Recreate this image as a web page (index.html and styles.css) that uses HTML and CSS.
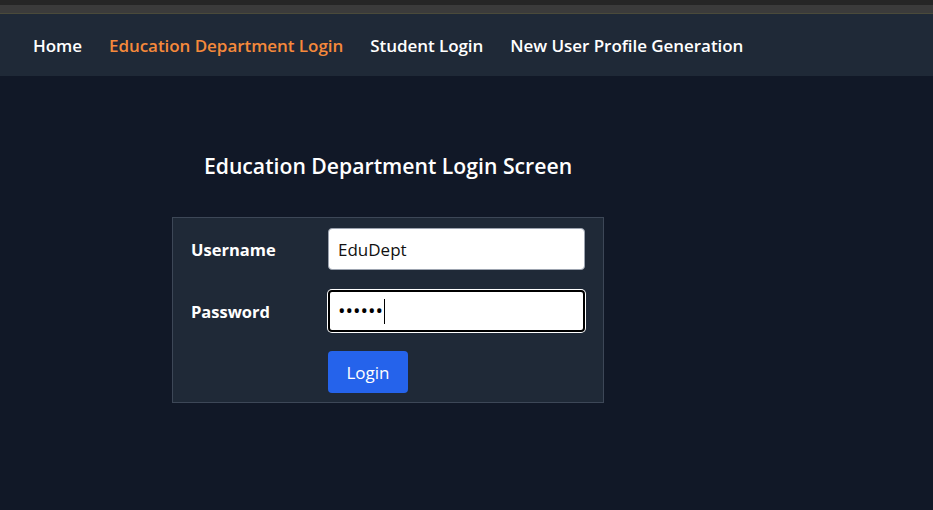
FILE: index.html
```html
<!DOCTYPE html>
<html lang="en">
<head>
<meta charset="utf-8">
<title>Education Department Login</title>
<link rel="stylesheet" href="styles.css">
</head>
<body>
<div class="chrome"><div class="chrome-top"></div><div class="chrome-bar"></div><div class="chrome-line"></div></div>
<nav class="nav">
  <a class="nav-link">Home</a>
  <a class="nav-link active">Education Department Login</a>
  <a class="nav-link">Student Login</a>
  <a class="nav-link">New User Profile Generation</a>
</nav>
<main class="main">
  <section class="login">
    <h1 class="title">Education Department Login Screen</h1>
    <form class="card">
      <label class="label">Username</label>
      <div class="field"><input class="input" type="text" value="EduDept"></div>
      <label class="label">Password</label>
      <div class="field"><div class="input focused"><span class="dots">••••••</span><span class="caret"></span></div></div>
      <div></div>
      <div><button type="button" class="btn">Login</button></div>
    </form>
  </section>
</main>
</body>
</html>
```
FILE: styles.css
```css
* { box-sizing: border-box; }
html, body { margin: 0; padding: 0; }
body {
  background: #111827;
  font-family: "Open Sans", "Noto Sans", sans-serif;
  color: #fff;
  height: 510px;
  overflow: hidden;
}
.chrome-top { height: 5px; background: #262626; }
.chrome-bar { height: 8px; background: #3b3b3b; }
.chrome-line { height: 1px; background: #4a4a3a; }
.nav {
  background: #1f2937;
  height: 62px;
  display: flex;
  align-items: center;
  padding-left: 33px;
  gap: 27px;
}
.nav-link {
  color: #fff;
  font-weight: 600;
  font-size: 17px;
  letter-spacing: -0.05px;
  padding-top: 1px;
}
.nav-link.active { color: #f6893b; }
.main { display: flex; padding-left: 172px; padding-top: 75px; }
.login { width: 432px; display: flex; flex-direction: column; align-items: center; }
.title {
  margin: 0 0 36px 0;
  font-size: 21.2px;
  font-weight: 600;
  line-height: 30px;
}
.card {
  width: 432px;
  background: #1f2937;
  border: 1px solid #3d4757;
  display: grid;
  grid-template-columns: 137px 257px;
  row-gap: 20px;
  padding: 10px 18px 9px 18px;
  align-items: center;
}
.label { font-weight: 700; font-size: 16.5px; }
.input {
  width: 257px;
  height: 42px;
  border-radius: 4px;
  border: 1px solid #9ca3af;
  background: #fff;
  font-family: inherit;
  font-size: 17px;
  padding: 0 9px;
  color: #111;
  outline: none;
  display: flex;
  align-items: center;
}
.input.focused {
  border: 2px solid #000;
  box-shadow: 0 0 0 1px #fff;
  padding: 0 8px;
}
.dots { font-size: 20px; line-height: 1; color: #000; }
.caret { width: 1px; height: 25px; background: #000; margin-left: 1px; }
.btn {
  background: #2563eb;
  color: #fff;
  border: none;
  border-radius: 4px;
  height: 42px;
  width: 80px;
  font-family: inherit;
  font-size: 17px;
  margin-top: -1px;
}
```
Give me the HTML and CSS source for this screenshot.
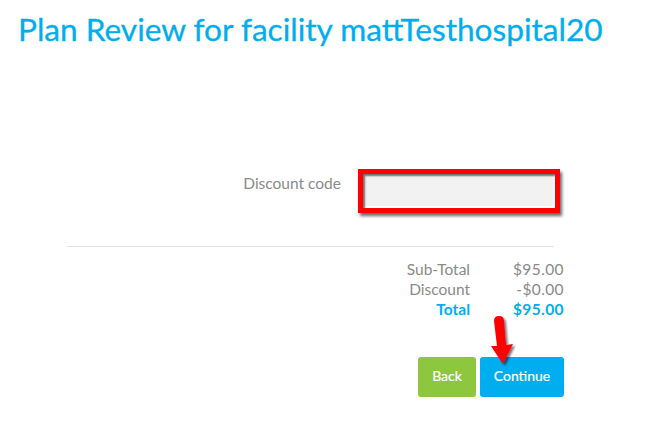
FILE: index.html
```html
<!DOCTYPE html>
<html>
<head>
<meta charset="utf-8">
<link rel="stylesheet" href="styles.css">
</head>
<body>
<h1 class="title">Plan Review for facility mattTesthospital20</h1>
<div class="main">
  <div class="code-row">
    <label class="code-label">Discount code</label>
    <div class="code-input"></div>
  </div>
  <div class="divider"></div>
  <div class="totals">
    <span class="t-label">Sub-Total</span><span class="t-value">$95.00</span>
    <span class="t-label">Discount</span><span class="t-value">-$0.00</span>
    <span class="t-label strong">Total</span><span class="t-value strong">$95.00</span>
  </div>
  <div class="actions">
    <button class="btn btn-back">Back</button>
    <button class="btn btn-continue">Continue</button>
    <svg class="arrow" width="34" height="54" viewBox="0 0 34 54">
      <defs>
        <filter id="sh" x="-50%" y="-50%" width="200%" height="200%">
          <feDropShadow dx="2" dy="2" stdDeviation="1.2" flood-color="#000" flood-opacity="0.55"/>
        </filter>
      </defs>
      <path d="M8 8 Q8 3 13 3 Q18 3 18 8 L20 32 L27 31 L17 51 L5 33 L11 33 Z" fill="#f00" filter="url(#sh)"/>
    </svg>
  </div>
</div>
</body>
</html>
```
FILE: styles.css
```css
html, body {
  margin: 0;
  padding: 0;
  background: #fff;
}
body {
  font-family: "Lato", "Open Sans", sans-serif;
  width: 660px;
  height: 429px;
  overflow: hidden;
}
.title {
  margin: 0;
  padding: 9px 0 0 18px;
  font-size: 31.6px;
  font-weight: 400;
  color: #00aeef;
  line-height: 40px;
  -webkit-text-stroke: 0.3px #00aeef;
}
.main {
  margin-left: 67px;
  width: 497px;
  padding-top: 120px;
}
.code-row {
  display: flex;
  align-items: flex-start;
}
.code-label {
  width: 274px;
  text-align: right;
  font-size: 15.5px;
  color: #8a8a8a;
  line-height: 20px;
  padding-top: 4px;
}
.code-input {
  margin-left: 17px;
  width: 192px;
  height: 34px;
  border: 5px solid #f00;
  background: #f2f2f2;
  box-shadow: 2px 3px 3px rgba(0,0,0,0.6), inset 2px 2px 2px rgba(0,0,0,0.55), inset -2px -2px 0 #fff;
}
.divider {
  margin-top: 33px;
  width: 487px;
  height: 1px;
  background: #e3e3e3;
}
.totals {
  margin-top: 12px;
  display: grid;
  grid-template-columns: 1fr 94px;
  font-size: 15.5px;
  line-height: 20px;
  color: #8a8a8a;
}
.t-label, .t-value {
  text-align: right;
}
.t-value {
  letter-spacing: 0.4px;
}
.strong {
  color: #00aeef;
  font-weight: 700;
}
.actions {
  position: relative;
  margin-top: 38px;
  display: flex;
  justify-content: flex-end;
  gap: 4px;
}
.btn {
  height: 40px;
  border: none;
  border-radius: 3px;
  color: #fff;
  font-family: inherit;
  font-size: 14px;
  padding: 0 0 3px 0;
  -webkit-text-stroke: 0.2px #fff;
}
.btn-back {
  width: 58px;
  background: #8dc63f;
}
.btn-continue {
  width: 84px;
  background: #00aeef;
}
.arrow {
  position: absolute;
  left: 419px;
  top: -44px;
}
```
-=-=-=-=-
*WHAT YOU SHOULD DO:* Reproduce each line of the entries in which the word "this" is found.

*SOLVED PROBLEM:*
Recreate this image as a web page (index.html and styles.css) that uses HTML and CSS.
Give me the HTML and CSS source for this screenshot.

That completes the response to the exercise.